Hope and white stuff

May 17, 2006 03:05



I feel love when I know that I am not alone. There are countless other souls on this earth, just as confused, sad and lost as I am. It’s in the genuine smile of a former enemy, in the cherubic face of my best friend as he listens to my ills, in the forgiveness, the goodness of humanity. There is so much to be sad about, so much to fret over and so many things that need to change. If the only constant in life IS change, then why does it seldom change for the better? Like, why can’t the Sudanese government-funded Janjaweed contract SARS, be quarrantined and die? Why don’t drunk drivers hit pedophiles on their way out to prey on children? Why don’t governments ever propose “environmental taxes” that would hit big business not only with fines but might essentially make the cost of plummeting the earth so high that it would no longer be a sound investment? Why, instead do they keep raising taxes of the poor while cutting our benefits. This doesn’t seem to only be a North American phenomenon. It’s going global, but so is the dissent. Despite all of my ravings and complaints, I still have great faith in our (humanity’s) ability to change the world. We must stop being afraid to be the one to take a stand. Someone has to do it.

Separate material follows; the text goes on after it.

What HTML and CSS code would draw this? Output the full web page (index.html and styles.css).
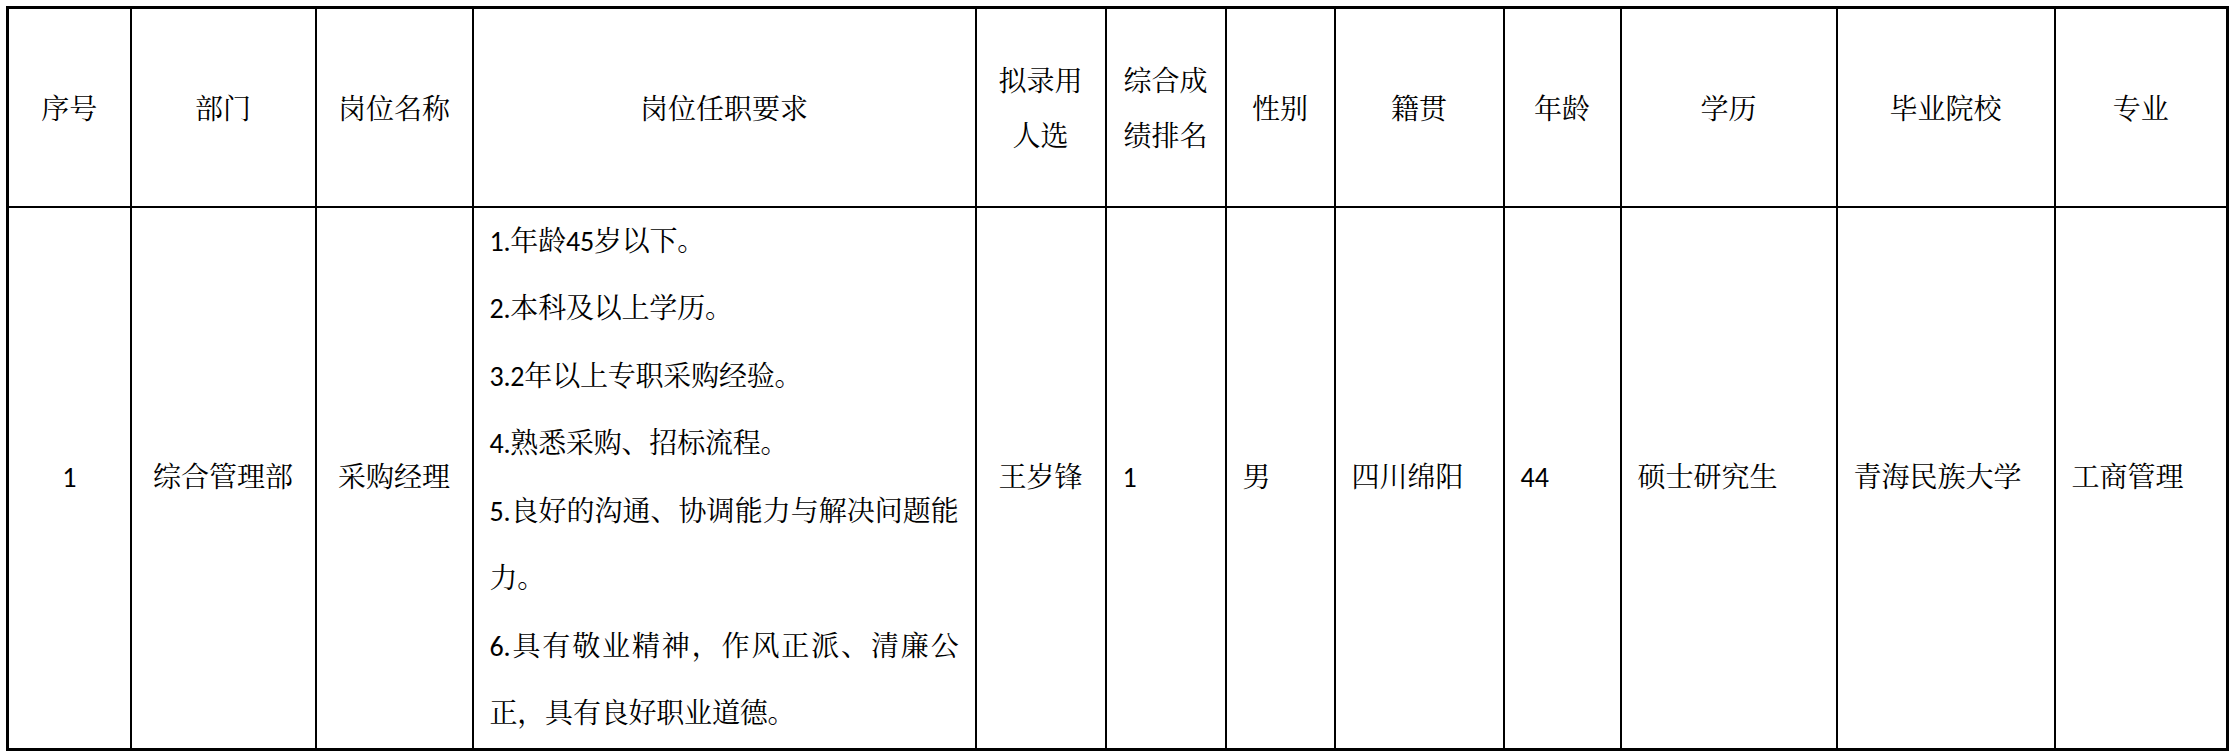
FILE: index.html
```html
<!DOCTYPE html>
<html lang="zh-CN">
<head>
<meta charset="utf-8">
<title>拟录用人选公示</title>
<link rel="stylesheet" href="styles.css">
</head>
<body>
<table class="sheet">
  <colgroup>
    <col class="c-no"><col class="c-dept"><col class="c-post"><col class="c-req">
    <col class="c-name"><col class="c-rank"><col class="c-sex"><col class="c-home">
    <col class="c-age"><col class="c-edu"><col class="c-school"><col class="c-major">
  </colgroup>
  <thead>
    <tr class="head-row">
      <th>序号</th>
      <th>部门</th>
      <th>岗位名称</th>
      <th>岗位任职要求</th>
      <th>拟录用<br>人选</th>
      <th>综合成<br>绩排名</th>
      <th>性别</th>
      <th>籍贯</th>
      <th>年龄</th>
      <th>学历</th>
      <th>毕业院校</th>
      <th>专业</th>
    </tr>
  </thead>
  <tbody>
    <tr class="body-row">
      <td class="center">1</td>
      <td class="center">综合管理部</td>
      <td class="center">采购经理</td>
      <td class="req">
        <p>1.年龄45岁以下。</p>
        <p>2.本科及以上学历。</p>
        <p>3.2年以上专职采购经验。</p>
        <p>4.熟悉采购、招标流程。</p>
        <p>5.良好的沟通、协调能力与解决问题能力。</p>
        <p>6.具有敬业精神，作风正派、清廉公正，具有良好职业道德。</p>
      </td>
      <td class="center">王岁锋</td>
      <td class="left">1</td>
      <td class="left">男</td>
      <td class="left">四川绵阳</td>
      <td class="left">44</td>
      <td class="left">硕士研究生</td>
      <td class="left">青海民族大学</td>
      <td class="left">工商管理</td>
    </tr>
  </tbody>
</table>
</body>
</html>
```

FILE: styles.css
```css
html, body {
  margin: 0;
  padding: 0;
  background: #ffffff;
}

body {
  padding: 6px 0 0 6px;
  color: #000000;
  font-family: Carlito, Lato, "Noto Serif CJK SC", "Noto Sans CJK SC", sans-serif;
  font-size: 28px;
}

.sheet {
  border-collapse: collapse;
  table-layout: fixed;
  width: 2222px;
  border: 3px solid #000;
}

.c-no { width: 123px; }
.c-dept { width: 185px; }
.c-post { width: 157px; }
.c-req { width: 503px; }
.c-name { width: 130px; }
.c-rank { width: 120px; }
.c-sex { width: 109px; }
.c-home { width: 169px; }
.c-age { width: 117px; }
.c-edu { width: 216px; }
.c-school { width: 218px; }
.c-major { width: 173px; }

.sheet th,
.sheet td {
  border: 2px solid #000;
  vertical-align: middle;
  padding: 0 16px;
}

.sheet th {
  font-family: "Noto Serif CJK SC", "Noto Sans CJK SC", serif;
  font-weight: normal;
  text-align: center;
  line-height: 55px;
}

.head-row {
  height: 199px;
}

.body-row {
  height: 540px;
}

.sheet td {
  line-height: 67.5px;
}

.center {
  text-align: center;
}

.left {
  text-align: left;
}

.req {
  text-align: justify;
  padding: 0 0 0 16px;
}

.req p {
  margin: 0;
  line-height: 67.5px;
  text-align: justify;
  letter-spacing: -0.2px;
}
```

Also, on a personal note, I’ve got this white stuff that I saw coming out of me one night while looking at my cooch in the mirror. This is normal in some women, I know, but I’ve never encountered this before. It’s been going on since roughly the same time I met Hennock, and I’ve only just put the “drip” together with what I saw in the mirror. I’ve been disease-tested. Anyone else experience this?